__Required work__
Tally up how many lines in the listing below contain the string "components", and give only the total.

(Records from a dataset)
▬▬▬▬▬▬

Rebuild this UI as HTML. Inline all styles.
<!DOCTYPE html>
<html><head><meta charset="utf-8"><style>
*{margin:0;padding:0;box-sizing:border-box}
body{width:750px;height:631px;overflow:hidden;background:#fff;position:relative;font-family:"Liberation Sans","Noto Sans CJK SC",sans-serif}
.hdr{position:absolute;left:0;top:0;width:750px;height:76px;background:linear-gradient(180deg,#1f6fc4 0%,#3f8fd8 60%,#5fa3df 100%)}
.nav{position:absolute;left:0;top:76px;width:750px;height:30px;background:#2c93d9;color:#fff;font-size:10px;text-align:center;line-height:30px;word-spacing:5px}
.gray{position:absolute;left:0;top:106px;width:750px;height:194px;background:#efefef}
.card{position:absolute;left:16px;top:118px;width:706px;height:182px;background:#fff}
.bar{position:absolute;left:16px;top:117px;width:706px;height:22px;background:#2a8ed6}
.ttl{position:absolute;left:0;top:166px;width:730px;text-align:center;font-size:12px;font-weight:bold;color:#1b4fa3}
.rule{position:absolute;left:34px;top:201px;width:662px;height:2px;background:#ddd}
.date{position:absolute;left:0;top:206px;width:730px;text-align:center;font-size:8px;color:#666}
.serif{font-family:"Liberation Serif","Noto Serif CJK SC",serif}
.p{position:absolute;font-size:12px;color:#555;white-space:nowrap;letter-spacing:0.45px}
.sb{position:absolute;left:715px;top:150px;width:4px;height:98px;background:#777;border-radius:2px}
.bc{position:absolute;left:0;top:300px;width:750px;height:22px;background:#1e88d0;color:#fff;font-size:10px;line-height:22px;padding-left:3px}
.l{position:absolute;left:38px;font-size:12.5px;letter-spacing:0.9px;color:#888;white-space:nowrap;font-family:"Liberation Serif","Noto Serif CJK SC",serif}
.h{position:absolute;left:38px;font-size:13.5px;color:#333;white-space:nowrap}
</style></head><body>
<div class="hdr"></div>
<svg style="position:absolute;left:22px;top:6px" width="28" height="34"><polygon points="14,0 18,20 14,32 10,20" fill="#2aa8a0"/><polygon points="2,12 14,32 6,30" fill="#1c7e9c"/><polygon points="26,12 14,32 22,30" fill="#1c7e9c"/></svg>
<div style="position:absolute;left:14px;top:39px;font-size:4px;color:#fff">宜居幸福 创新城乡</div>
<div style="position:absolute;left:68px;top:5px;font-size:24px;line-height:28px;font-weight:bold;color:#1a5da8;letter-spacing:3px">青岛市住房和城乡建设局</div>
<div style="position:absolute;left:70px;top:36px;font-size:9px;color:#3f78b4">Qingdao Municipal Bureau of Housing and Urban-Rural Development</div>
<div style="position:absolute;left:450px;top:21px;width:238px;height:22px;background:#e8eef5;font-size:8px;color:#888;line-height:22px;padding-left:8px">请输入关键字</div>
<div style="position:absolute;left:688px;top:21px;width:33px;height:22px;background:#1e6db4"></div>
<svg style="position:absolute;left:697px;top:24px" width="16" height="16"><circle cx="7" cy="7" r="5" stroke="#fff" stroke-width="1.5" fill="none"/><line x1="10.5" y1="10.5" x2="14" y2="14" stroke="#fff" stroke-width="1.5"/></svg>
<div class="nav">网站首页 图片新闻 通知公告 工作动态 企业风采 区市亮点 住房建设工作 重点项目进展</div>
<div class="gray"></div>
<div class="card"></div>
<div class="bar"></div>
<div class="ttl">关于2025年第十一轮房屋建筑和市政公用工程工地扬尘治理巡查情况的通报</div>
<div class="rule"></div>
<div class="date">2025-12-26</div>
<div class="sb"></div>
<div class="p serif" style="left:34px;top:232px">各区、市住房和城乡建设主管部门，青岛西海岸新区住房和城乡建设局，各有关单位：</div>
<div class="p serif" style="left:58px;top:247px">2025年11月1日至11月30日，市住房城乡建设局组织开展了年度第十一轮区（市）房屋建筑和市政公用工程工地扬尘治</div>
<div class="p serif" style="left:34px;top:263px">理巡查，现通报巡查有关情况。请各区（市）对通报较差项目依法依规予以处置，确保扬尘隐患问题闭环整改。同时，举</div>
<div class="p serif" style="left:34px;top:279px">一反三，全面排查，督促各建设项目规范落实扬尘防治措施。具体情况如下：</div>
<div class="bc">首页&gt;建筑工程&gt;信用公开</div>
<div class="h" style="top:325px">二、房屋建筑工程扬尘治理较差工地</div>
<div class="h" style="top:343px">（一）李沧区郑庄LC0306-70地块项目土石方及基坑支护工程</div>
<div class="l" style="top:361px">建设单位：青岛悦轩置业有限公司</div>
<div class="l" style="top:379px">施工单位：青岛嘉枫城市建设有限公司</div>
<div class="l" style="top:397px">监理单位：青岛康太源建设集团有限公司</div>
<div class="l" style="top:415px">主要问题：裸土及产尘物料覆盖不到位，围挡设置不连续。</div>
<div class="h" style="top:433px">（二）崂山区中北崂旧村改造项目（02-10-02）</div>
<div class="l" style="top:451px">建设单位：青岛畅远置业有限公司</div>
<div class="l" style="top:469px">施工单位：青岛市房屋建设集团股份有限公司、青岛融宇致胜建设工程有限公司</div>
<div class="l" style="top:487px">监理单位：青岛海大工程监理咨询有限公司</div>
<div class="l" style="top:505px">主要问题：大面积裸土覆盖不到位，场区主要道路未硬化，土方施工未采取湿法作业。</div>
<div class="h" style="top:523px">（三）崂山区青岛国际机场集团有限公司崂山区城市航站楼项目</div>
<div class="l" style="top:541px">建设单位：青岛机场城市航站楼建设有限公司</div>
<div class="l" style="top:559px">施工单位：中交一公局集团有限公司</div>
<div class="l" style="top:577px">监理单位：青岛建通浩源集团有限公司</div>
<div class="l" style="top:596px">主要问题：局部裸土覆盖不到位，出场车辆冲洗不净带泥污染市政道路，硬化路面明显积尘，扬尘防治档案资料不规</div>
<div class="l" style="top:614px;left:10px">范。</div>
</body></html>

▬▬▬▬▬▬

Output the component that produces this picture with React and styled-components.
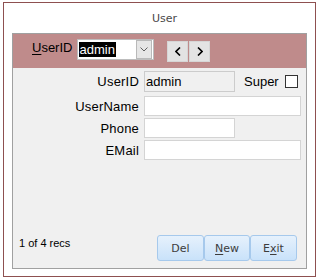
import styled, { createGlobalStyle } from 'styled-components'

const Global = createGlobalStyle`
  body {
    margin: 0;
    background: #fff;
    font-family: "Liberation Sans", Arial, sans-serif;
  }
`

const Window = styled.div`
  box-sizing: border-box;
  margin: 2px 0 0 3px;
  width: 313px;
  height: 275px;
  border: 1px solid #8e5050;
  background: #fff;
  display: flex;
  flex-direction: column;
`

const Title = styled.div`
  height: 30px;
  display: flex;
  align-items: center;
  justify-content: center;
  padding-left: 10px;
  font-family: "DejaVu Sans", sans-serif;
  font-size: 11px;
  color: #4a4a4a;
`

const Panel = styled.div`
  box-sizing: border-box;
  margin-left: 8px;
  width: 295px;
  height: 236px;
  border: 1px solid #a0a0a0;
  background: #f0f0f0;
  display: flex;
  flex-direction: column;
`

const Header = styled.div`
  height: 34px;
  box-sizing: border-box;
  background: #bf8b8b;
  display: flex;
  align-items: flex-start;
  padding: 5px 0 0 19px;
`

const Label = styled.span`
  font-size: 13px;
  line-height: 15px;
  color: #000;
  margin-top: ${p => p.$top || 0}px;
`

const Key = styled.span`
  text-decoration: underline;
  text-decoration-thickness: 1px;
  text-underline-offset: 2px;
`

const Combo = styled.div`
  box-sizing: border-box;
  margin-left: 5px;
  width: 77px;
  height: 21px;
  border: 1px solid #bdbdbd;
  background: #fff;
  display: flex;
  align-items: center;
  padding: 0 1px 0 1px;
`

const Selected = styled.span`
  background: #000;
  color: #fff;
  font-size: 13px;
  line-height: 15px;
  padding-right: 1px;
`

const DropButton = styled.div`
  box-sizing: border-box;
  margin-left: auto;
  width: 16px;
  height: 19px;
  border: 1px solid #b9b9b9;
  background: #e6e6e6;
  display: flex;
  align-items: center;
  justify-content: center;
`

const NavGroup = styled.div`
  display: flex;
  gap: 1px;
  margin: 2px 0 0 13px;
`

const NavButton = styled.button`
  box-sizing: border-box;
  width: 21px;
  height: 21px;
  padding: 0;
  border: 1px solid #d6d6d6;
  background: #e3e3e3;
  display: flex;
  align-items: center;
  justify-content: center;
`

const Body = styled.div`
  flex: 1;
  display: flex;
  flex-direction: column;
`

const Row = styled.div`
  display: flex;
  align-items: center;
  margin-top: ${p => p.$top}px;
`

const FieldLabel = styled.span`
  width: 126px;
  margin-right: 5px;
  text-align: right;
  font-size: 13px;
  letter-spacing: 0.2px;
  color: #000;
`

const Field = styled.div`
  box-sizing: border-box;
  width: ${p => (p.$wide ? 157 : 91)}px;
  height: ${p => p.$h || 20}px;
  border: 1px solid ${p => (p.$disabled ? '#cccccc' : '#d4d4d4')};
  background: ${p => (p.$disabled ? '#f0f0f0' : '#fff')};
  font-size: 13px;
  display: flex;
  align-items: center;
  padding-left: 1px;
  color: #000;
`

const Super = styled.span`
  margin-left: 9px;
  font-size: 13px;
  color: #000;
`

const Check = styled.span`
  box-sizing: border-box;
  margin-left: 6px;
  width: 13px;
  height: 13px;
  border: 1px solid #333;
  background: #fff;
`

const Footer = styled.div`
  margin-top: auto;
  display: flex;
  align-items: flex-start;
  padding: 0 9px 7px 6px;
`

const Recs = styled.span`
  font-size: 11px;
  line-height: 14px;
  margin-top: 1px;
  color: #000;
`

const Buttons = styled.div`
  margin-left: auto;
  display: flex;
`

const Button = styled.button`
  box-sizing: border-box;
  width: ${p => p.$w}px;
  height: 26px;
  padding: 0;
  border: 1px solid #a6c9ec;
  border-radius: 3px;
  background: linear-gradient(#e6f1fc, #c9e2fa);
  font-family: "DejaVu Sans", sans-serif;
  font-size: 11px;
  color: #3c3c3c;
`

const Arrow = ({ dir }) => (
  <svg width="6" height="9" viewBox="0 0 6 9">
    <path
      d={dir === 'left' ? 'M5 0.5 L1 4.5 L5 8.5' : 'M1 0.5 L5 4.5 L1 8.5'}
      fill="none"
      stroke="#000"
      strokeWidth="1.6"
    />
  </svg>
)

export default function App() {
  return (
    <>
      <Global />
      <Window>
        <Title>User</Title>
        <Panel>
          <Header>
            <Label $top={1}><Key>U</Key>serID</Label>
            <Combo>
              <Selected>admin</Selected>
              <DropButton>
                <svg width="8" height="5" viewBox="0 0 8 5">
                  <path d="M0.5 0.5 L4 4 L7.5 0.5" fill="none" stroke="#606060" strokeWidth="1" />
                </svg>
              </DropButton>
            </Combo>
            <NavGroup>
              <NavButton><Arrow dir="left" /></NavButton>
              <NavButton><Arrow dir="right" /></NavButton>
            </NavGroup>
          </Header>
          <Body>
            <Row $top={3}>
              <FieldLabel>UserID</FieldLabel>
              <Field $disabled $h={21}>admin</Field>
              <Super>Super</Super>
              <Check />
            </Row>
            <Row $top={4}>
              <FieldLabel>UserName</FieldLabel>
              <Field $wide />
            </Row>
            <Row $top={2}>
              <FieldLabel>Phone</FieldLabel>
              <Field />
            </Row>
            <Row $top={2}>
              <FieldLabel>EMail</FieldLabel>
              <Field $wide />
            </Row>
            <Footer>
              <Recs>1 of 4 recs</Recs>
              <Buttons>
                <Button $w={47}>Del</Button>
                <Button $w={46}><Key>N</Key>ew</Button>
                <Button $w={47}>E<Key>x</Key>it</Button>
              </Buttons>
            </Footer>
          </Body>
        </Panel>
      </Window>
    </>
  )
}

▬▬▬▬▬▬

__Task answer__
2